Over February I’m listening to around 150 new, emerging bands and artists as a judge for the Glastonbury Emerging Talent competition. There are around 40 other music writers like me busy looking over their spread sheet and plugging themselves into Soundcloud and Youtube. Last week I showcased these four acts who have impressed me so far. This week I’ve got three more for you as I head into the final few entries on my list. For more information about this excellent contest, click here.
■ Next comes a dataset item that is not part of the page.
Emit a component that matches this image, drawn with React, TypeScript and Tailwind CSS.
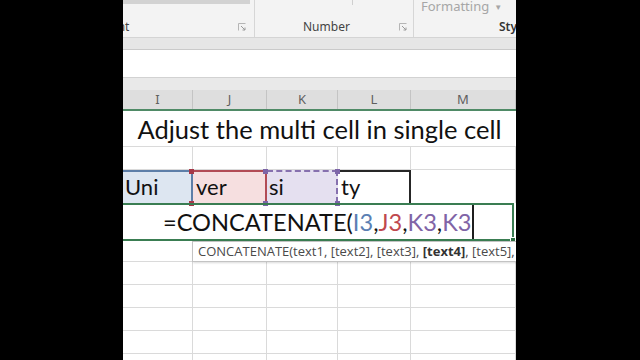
const cols = ['w-[70px]', 'w-[74px]', 'w-[71px]', 'w-[73px]', 'w-[105px]'];
const letters = ['I', 'J', 'K', 'L', 'M'];

function Launcher() {
  return (
    <svg width="8" height="8" viewBox="0 0 8 8" className="shrink-0">
      <path d="M0.5 7.5V0.5H7.5" fill="none" stroke="#b5b5b5" />
      <path d="M3 3L7 7M7 4.5V7H4.5" fill="none" stroke="#9a9a9a" />
    </svg>
  );
}

function Ribbon() {
  return (
    <div className="flex h-[37px] shrink-0 bg-[#f3f3f3] font-['Noto_Sans',sans-serif] text-[12px] text-[#444]">
      <div className="flex w-[132px] shrink-0 flex-col border-r border-[#d6d6d6]">
        <div className="h-[4px] w-[127px] bg-[#d2d2d2]" />
        <div className="mt-auto mb-[2px] flex h-[16px] items-center pr-[8px]">
          <span className="-ml-[52px] leading-none">Alignment</span>
          <div className="ml-auto">
            <Launcher />
          </div>
        </div>
      </div>
      <div className="flex w-[159px] shrink-0 flex-col border-r border-[#d6d6d6]">
        <div className="flex h-[4px]">
          <div className="ml-[97px] h-[5px] w-px bg-[#cfcfcf]" />
        </div>
        <div className="mt-auto mb-[2px] flex h-[16px] items-center pr-[6px]">
          <span className="ml-[48px] leading-none">Number</span>
          <div className="ml-auto">
            <Launcher />
          </div>
        </div>
      </div>
      <div className="flex flex-1 flex-col">
        <div className="flex items-center pl-[7px] text-[13px] leading-[13px] text-[#a6a6a6]">
          <span>Formatting</span>
          <span className="ml-[5px] text-[8px]">▼</span>
        </div>
        <div className="mt-auto mb-[2px] flex h-[16px] items-center">
          <span className="ml-[85px] font-semibold leading-none text-[#333]">Styles</span>
        </div>
      </div>
    </div>
  );
}

function GridRow({ h }: { h: string }) {
  return (
    <div className={`flex shrink-0 border-b border-[#dadada] ${h}`}>
      {cols.map((c, i) => (
        <div key={i} className={`${c} shrink-0 border-r border-[#dadada]`} />
      ))}
    </div>
  );
}

function Corner({ pos, color }: { pos: string; color: string }) {
  return <div className={`absolute h-[5px] w-[5px] ${pos} ${color}`} />;
}

export default function App() {
  return (
    <div className="flex h-[360px] w-[640px] bg-black">
      <div className="ml-[123px] flex h-full w-[393px] flex-col overflow-hidden bg-white">
        <Ribbon />
        <div className="h-[12px] shrink-0 border-t border-[#d4d4d4] bg-[#e6e6e6]" />
        <div className="h-[28px] shrink-0 border-t border-[#cacaca] bg-white" />
        <div className="h-[13px] shrink-0 border-t border-[#d2d2d2] bg-[#e9e9e9]" />

        {/* column headers */}
        <div className="flex h-[21px] shrink-0 border-b-2 border-[#4f8a66] bg-[#dedede] font-['Noto_Sans',sans-serif] text-[13px] text-[#5f5f5f]">
          {cols.map((c, i) => (
            <div key={i} className={`${c} flex shrink-0 items-center justify-center border-r border-[#c4c4c4]`}>
              {letters[i]}
            </div>
          ))}
        </div>

        <div className="flex flex-col font-['Lato',sans-serif] text-[#111]">
          {/* row 1 title */}
          <div className="flex h-[36px] shrink-0 items-center justify-center border-b border-[#dadada] pt-[2px] text-[25.5px]">
            Adjust the multi cell in single cell
          </div>

          <GridRow h="h-[23px]" />

          {/* row 3 */}
          <div className="flex h-[33px] shrink-0 text-[22px]">
            <div className="w-[70px] shrink-0 border-t-2 border-r-2 border-[#5d7ea8] bg-[#dde6f1] pl-[2px] leading-[30px]">
              Uni
            </div>
            <div className="relative w-[74px] shrink-0 border-t-2 border-r-2 border-[#b24b55] bg-[#f6dfe0] pl-[3px] leading-[30px]">
              ver
              <Corner pos="-left-[4px] -top-[3px]" color="bg-[#a63848]" />
              <Corner pos="-left-[4px] -bottom-[3px]" color="bg-[#a63848]" />
            </div>
            <div className="relative w-[71px] shrink-0 border-t-2 border-r-2 border-dashed border-[#8670ae] bg-[#e5e0f0] pl-[2px] leading-[30px]">
              si
              <Corner pos="-left-[4px] -top-[3px]" color="bg-[#7d65a8]" />
              <Corner pos="-left-[4px] -bottom-[3px]" color="bg-[#7d65a8]" />
              <Corner pos="-right-[4px] -top-[3px]" color="bg-[#7d65a8]" />
              <Corner pos="-right-[4px] -bottom-[3px]" color="bg-[#7d65a8]" />
            </div>
            <div className="w-[73px] shrink-0 border-t-2 border-r-2 border-[#262626] pl-[3px] leading-[30px]">
              ty
            </div>
            <div className="w-[105px] shrink-0 border-r border-[#dadada]" />
          </div>

          {/* row 4 formula */}
          <div className="relative -ml-[3px] flex h-[38px] w-[394px] shrink-0 border-2 border-[#3a7d52] text-[23.6px]">
            <div className="flex flex-1 items-center pl-[41px] pt-[1px]">
              <span>=CONCATENATE(</span>
              <span className="text-[#5b7fb3]">I3</span>
              <span>,</span>
              <span className="text-[#c0484e]">J3</span>
              <span>,</span>
              <span className="text-[#8064a6]">K3</span>
              <span>,</span>
              <span className="text-[#8064a6]">K3</span>
            </div>
            <div className="w-[41px] shrink-0 border-l-2 border-[#1e1e1e]" />
            <div className="absolute -right-[4px] -bottom-[4px] h-[6px] w-[6px] border border-white bg-[#2f6f45]" />
          </div>

          {/* row 5 with tooltip */}
          <div className="relative">
            <GridRow h="h-[21px]" />
            <div className="absolute left-[69px] top-0 flex h-[21px] w-[420px] items-center border border-[#c3c3c3] bg-white pl-[5px] font-['Open_Sans',sans-serif] text-[13px] whitespace-nowrap text-[#4a4a4a] shadow-[1px_1px_2px_rgba(0,0,0,0.15)]">
              CONCATENATE(text1, [text2], [text3],&nbsp;
              <b className="text-[#333]">[text4]</b>, [text5], ...)
            </div>
          </div>
          <GridRow h="h-[23px]" />
          <GridRow h="h-[23px]" />
          <GridRow h="h-[23px]" />
          <GridRow h="h-[23px]" />
          <GridRow h="h-[23px]" />
        </div>
      </div>
    </div>
  );
}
Garage punk act The Gnarwals sing songs about skating legends, sound like they can barely play and are as yet the only band I’ve ever seen attempt to crowd-skate (yes crowd surfing with a skateboard). What’s not to love? Channelling the energies of great UK skate rock bands like The Stupids, mixing in the punk DIY ethos of Australia’s Eddy Current Suppression Ring, this lot have enough to grab my attention. The fact that their 2013 album is called Fuck Cameron as well also demands I take notice as does their Facebook blurb, which says under interests “Stressing the Gnarliness of the Gnarwhal since 1879.”
The Mourning Suns
I’m a sucker for a bunch of folkies hanging around in woods. Step forward The Mourning Suns complete with double bass to satisfy my Pentangle cravings as well. From Birmingham this act have the makings a great band on the folk festival circuit and this clip of their track A Cloud certainly makes me want to hear more, especially with the appropriately mournful viola of Lizze Chan-Foxley and vocals from Rosie Wilkes.
History of Sleep
There can be a tendency with acoustic guitar based music to over complicate things. We’ve all seen those blokes who start drumming away midway through on the woodwork, or frantically bashing away at bar chords until it all becomes a mess. The old cliché of less is more is there for good reason and that’s something History of Sleep does really well, just gentle picking of chords, the melody backing the simple lyrics well. Above all his voice is natural sounding and honest with no pretention. A welcome relief in a complicated world.